Stored items from a collection:
#####
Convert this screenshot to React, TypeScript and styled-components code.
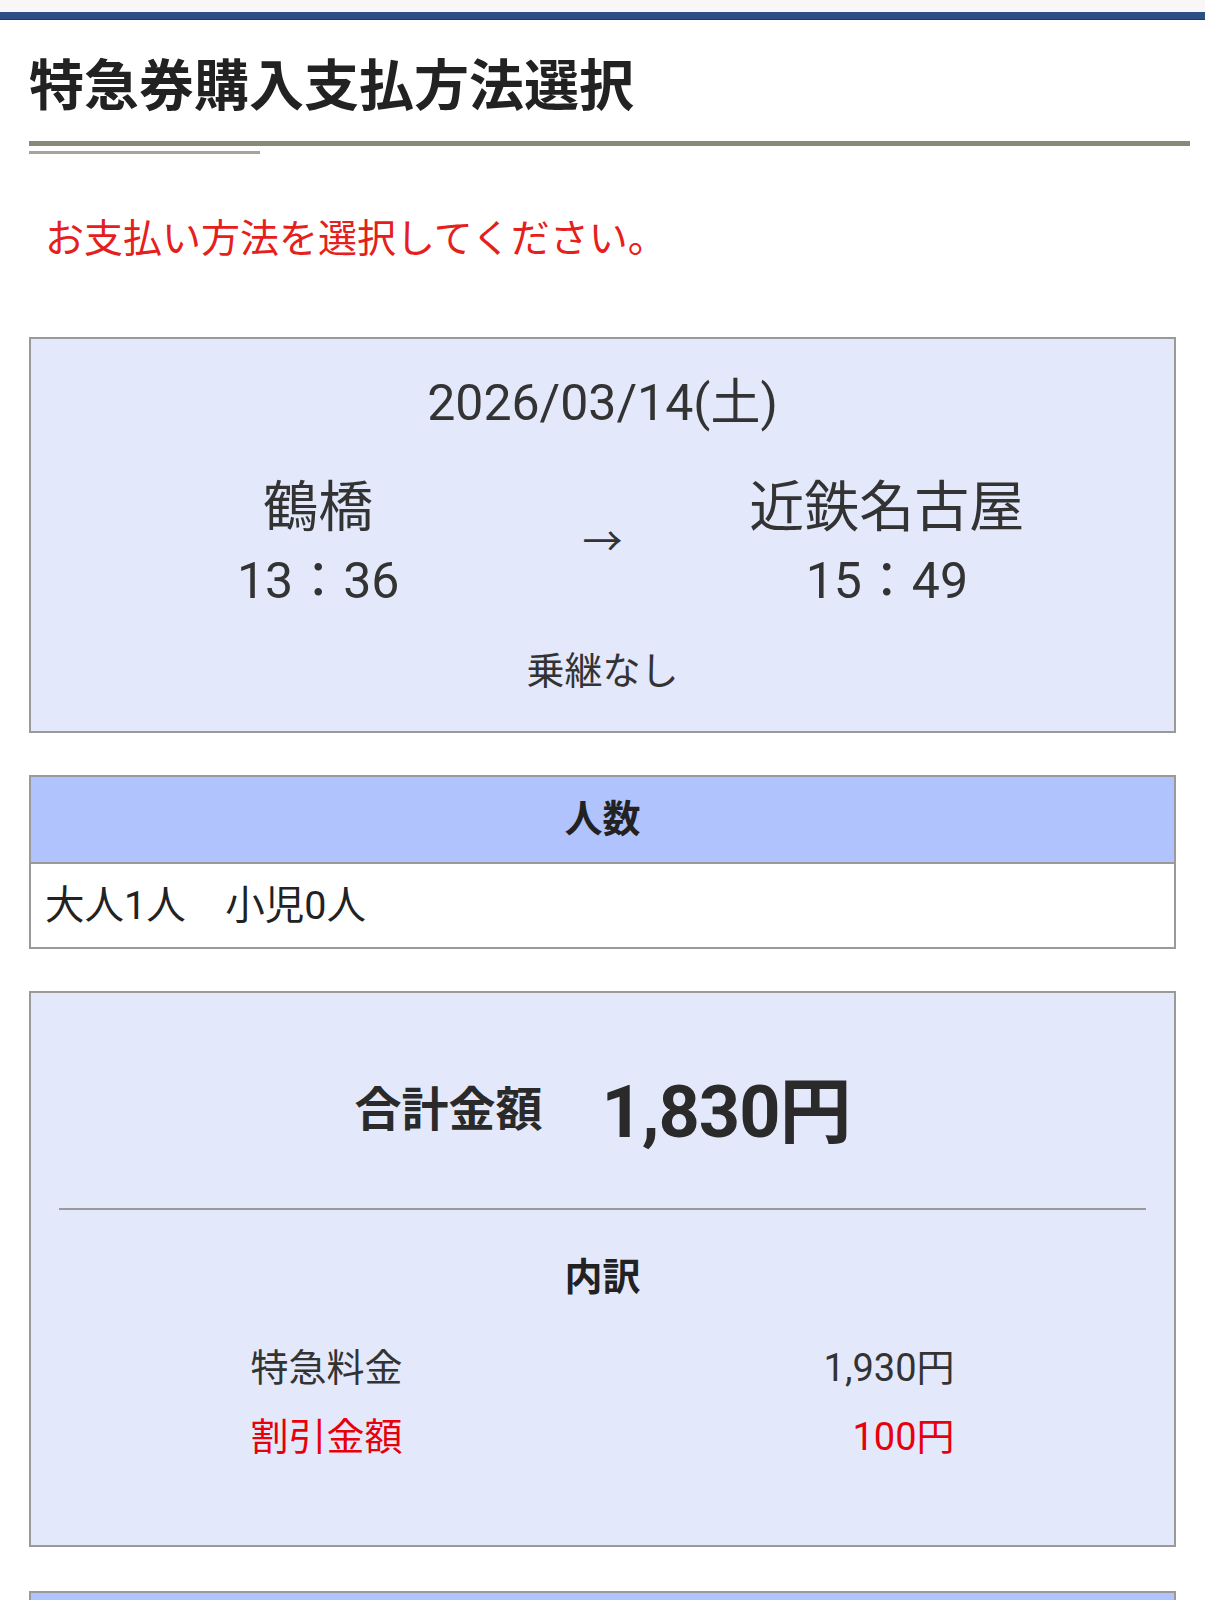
import styled, { createGlobalStyle } from "styled-components";

const GlobalStyle = createGlobalStyle`
  html, body {
    margin: 0;
    padding: 0;
    background: #ffffff;
  }
  body {
    font-family: "Roboto", "Noto Sans CJK JP", sans-serif;
    color: #333333;
  }
`;

const TopStrip = styled.div`
  height: 12px;
  background: #f8f6f6;
`;

const BrandBar = styled.div`
  height: 7px;
  background: #2c4f86;
  border-bottom: 1px solid #1f3a66;
`;

const Page = styled.main`
  padding: 0 29px 40px;
`;

const Heading = styled.div`
  margin-right: -14px;
  padding-top: 34px;
`;

const HeadingText = styled.h1`
  margin: 0;
  font-size: 55px;
  line-height: 64px;
  font-weight: 700;
  color: #222222;
`;

const HeadingRule = styled.div`
  margin-top: 23px;
  height: 5px;
  background: #8a8877;
`;

const HeadingSubRule = styled.div`
  margin-top: 5px;
  width: 231px;
  height: 3px;
  background: #a6a49a;
`;

const Notice = styled.p`
  margin: 58px 0 0 16px;
  font-size: 39px;
  line-height: 54px;
  color: #e5201c;
`;

const Panel = styled.section<{ $top: number }>`
  margin-top: ${(p) => p.$top}px;
  border: 2px solid #9a9a9a;
  background: #e3e8fb;
`;

const TripPanel = styled(Panel)`
  padding: 31px 0 33px;
  text-align: center;
`;

const DateLine = styled.div`
  font-size: 50px;
  line-height: 66px;
`;

const Route = styled.div`
  display: grid;
  grid-template-columns: 1fr 1fr 1fr;
  align-items: center;
  padding: 0 145px;
  margin-top: 34px;
`;

const Stop = styled.div`
  display: flex;
  flex-direction: column;
  align-items: center;
`;

const StationName = styled.div`
  font-size: 55px;
  line-height: 74px;
  white-space: nowrap;
`;

const StationTime = styled.div`
  font-size: 50px;
  line-height: 74px;
  white-space: nowrap;
`;

const Arrow = styled.div`
  font-size: 40px;
  line-height: 40px;
  margin-top: -2px;
`;

const Transfer = styled.div`
  margin-top: 26px;
  font-size: 38px;
  line-height: 54px;
`;

const Table = styled.section<{ $top: number }>`
  margin-top: ${(p) => p.$top}px;
  border: 2px solid #9a9a9a;
  background: #ffffff;
`;

const TableHead = styled.div`
  box-sizing: border-box;
  height: 85px;
  padding-bottom: 8px;
  display: flex;
  align-items: center;
  justify-content: center;
  background: #b0c3fc;
  font-size: 38px;
  font-weight: 700;
  color: #222222;
`;

const TableBody = styled.div`
  box-sizing: border-box;
  height: 85px;
  padding: 0 0 8px 14px;
  display: flex;
  align-items: center;
  border-top: 2px solid #9a9a9a;
  font-size: 39.5px;
  color: #222222;
  white-space: pre;
`;

const FarePanel = styled(Panel)`
  padding: 62px 0 73px;
`;

const TotalRow = styled.div`
  display: flex;
  justify-content: center;
  align-items: center;
  gap: 59px;
  height: 100px;
`;

const TotalLabel = styled.span`
  font-size: 47px;
  font-weight: 700;
  color: #2a2a2a;
`;

const TotalAmount = styled.span`
  font-size: 72px;
  font-weight: 700;
  color: #2a2a2a;
  letter-spacing: -1px;
`;

const Divider = styled.hr`
  margin: 53px 28px 0;
  border: none;
  height: 2px;
  background: #9a9a9a;
`;

const BreakdownTitle = styled.div`
  margin-top: 40px;
  text-align: center;
  font-size: 38px;
  line-height: 54px;
  font-weight: 700;
  color: #222222;
`;

const Breakdown = styled.div`
  width: 704px;
  margin: 30px auto 0;
`;

const FareLine = styled.div<{ $discount?: boolean }>`
  display: flex;
  justify-content: space-between;
  font-size: 38px;
  line-height: 69px;
  color: ${(p) => (p.$discount ? "#e8000b" : "#333333")};
`;

const NextHead = styled.div`
  height: 85px;
  background: #b0c3fc;
`;

export default function App() {
  return (
    <>
      <GlobalStyle />
      <TopStrip />
      <BrandBar />
      <Page>
        <Heading>
          <HeadingText>特急券購入支払方法選択</HeadingText>
          <HeadingRule />
          <HeadingSubRule />
        </Heading>

        <Notice>お支払い方法を選択してください。</Notice>

        <TripPanel $top={71}>
          <DateLine>2026/03/14(土)</DateLine>
          <Route>
            <Stop>
              <StationName>鶴橋</StationName>
              <StationTime>13：36</StationTime>
            </Stop>
            <Arrow>→</Arrow>
            <Stop>
              <StationName>近鉄名古屋</StationName>
              <StationTime>15：49</StationTime>
            </Stop>
          </Route>
          <Transfer>乗継なし</Transfer>
        </TripPanel>

        <Table $top={42}>
          <TableHead>人数</TableHead>
          <TableBody>{"大人1人　小児0人"}</TableBody>
        </Table>

        <FarePanel $top={42}>
          <TotalRow>
            <TotalLabel>合計金額</TotalLabel>
            <TotalAmount>1,830円</TotalAmount>
          </TotalRow>
          <Divider />
          <BreakdownTitle>内訳</BreakdownTitle>
          <Breakdown>
            <FareLine>
              <span>特急料金</span>
              <span>1,930円</span>
            </FareLine>
            <FareLine $discount>
              <span>割引金額</span>
              <span>100円</span>
            </FareLine>
          </Breakdown>
        </FarePanel>

        <Table $top={44}>
          <NextHead />
        </Table>
      </Page>
    </>
  );
}
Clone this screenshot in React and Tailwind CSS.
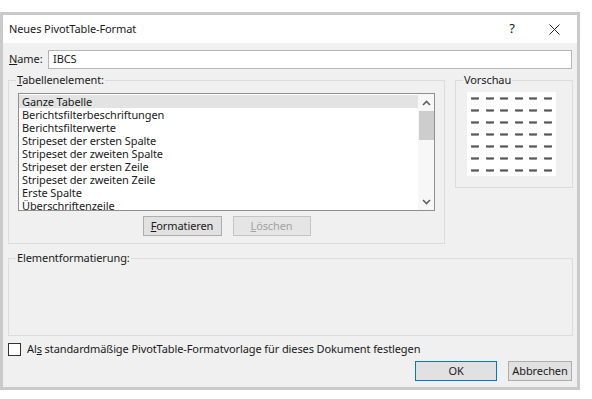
const font = { fontFamily: '"Noto Sans", "Open Sans", sans-serif' };

const items = [
  "Ganze Tabelle",
  "Berichtsfilterbeschriftungen",
  "Berichtsfilterwerte",
  "Stripeset der ersten Spalte",
  "Stripeset der zweiten Spalte",
  "Stripeset der ersten Zeile",
  "Stripeset der zweiten Zeile",
  "Erste Spalte",
  "Überschriftenzeile",
];

function Mark() {
  return (
    <svg width="8" height="3" viewBox="0 0 8 3">
      <polyline points="0,2.5 1,0.5 2,2.5 3,0.5 4,2.5 5,0.5 6,2.5 7,0.5 8,2.5" fill="none" stroke="#555" strokeWidth="1.1" />
    </svg>
  );
}

function Chevron({ up }) {
  return (
    <svg width="9" height="6" viewBox="0 0 9 6">
      <polyline points={up ? "1,5 4.5,1.5 8,5" : "1,1 4.5,4.5 8,1"} fill="none" stroke="#606060" strokeWidth="1.6" />
    </svg>
  );
}

export default function App() {
  return (
    <div className="w-[592px] h-[399px] bg-white pt-[12px] text-[11px] tracking-[-0.1px] text-[#1a1a1a]" style={font}>
      <div className="w-[580px] h-[378px] border-[3px] border-[#cacaca] bg-[#f0f0f0] flex flex-col">
        {/* Title bar */}
        <div className="h-[28px] bg-white flex items-center pl-[6px] shrink-0">
          <span className="flex-1">Neues PivotTable-Format</span>
          <span className="w-[14px] text-center text-[13px] mr-[30px]">?</span>
          <svg width="11" height="11" viewBox="0 0 11 11" className="mr-[17px]">
            <path d="M0.5 0.5 L10.5 10.5 M10.5 0.5 L0.5 10.5" stroke="#222" strokeWidth="1" />
          </svg>
        </div>

        {/* Name row */}
        <div className="flex items-center mt-[7px] pl-[6px] pr-[5px]">
          <span className="w-[39px]"><u>N</u>ame:</span>
          <div className="flex-1 h-[19px] bg-white border border-[#b5b5b5] flex items-center pl-[4px]">IBCS</div>
        </div>

        {/* Groupboxes */}
        <div className="flex items-start gap-[10px] mt-[4px] pl-[5px] pr-[4px]">
          <fieldset className="w-[437px] border border-[#dcdcdc] px-[9px] pb-[7px]">
            <legend className="ml-[-2px] px-[1px] leading-[14px]"><u>T</u>abellenelement:</legend>
            <div className="mt-[6px] h-[118px] bg-white border border-[#8f8f8f] flex">
              <div className="flex-1 pt-[1px]">
                {items.map((it, i) => (
                  <div key={it} className={`h-[13px] leading-[13px] pl-[3px] ${i === 0 ? "bg-[#e3e3e3]" : ""}`}>{it}</div>
                ))}
              </div>
              <div className="w-[16px] bg-[#f7f7f7] flex flex-col items-center">
                <div className="h-[17px] flex items-center justify-center"><Chevron up /></div>
                <div className="w-[15px] h-[29px] bg-[#cdcdcd]" />
                <div className="flex-1" />
                <div className="h-[17px] flex items-center justify-center"><Chevron /></div>
              </div>
            </div>
            <div className="flex justify-center gap-[11px] mt-[5px]">
              <div className="w-[79px] h-[20px] bg-[#e1e1e1] border border-[#adadad] flex items-center justify-center"><span><u>F</u>ormatieren</span></div>
              <div className="w-[78px] h-[20px] bg-[#e5e5e5] border border-[#c4c4c4] flex items-center justify-center text-[#a2a2a2]"><span><u>L</u>öschen</span></div>
            </div>
          </fieldset>

          <fieldset className="w-[118px] border border-[#dcdcdc] pl-[11px] pb-[11px]">
            <legend className="ml-[-4px] px-[1px] leading-[14px]">Vorschau</legend>
            <div className="mt-[5px] w-[89px] h-[84px] bg-white grid grid-cols-6 grid-rows-7 px-[1px]">
              {Array.from({ length: 42 }).map((_, i) => (
                <div key={i} className="flex items-center justify-center"><Mark /></div>
              ))}
            </div>
          </fieldset>
        </div>

        {/* Elementformatierung */}
        <div className="mt-[7px] pl-[5px] pr-[4px]">
          <fieldset className="border border-[#dcdcdc] h-[85px]">
            <legend className="ml-[7px] px-[1px] leading-[14px]">Elementformatierung:</legend>
          </fieldset>
        </div>

        {/* Checkbox */}
        <div className="flex items-center h-[14px] mt-[6px] pl-[5px]">
          <div className="w-[13px] h-[13px] border border-[#333] bg-white" />
          <span className="ml-[6px] leading-[14px]">Al<u>s</u> standardmäßige PivotTable-Formatvorlage für dieses Dokument festlegen</span>
        </div>

        {/* Buttons */}
        <div className="flex justify-end gap-[11px] mt-[5px] pr-[5px]">
          <div className="w-[82px] h-[20px] bg-[#e1e1e1] border border-[#0078d7] flex items-center justify-center">OK</div>
          <div className="w-[64px] h-[20px] bg-[#e1e1e1] border border-[#adadad] flex items-center justify-center">Abbrechen</div>
        </div>
      </div>
    </div>
  );
}
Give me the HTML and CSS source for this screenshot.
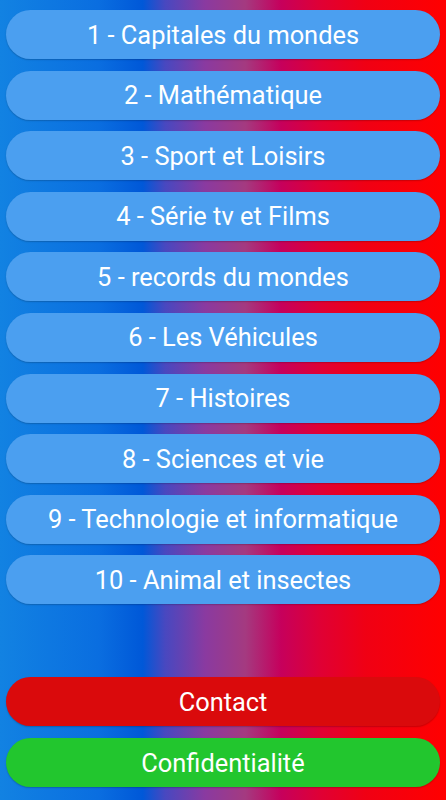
#####
◆ Task objective
Look through the entries above; copy each line where the string "components" appears.

◆ Full output
Convert this screenshot to React, TypeScript and styled-components code.
import styled, { createGlobalStyle } from "styled-components";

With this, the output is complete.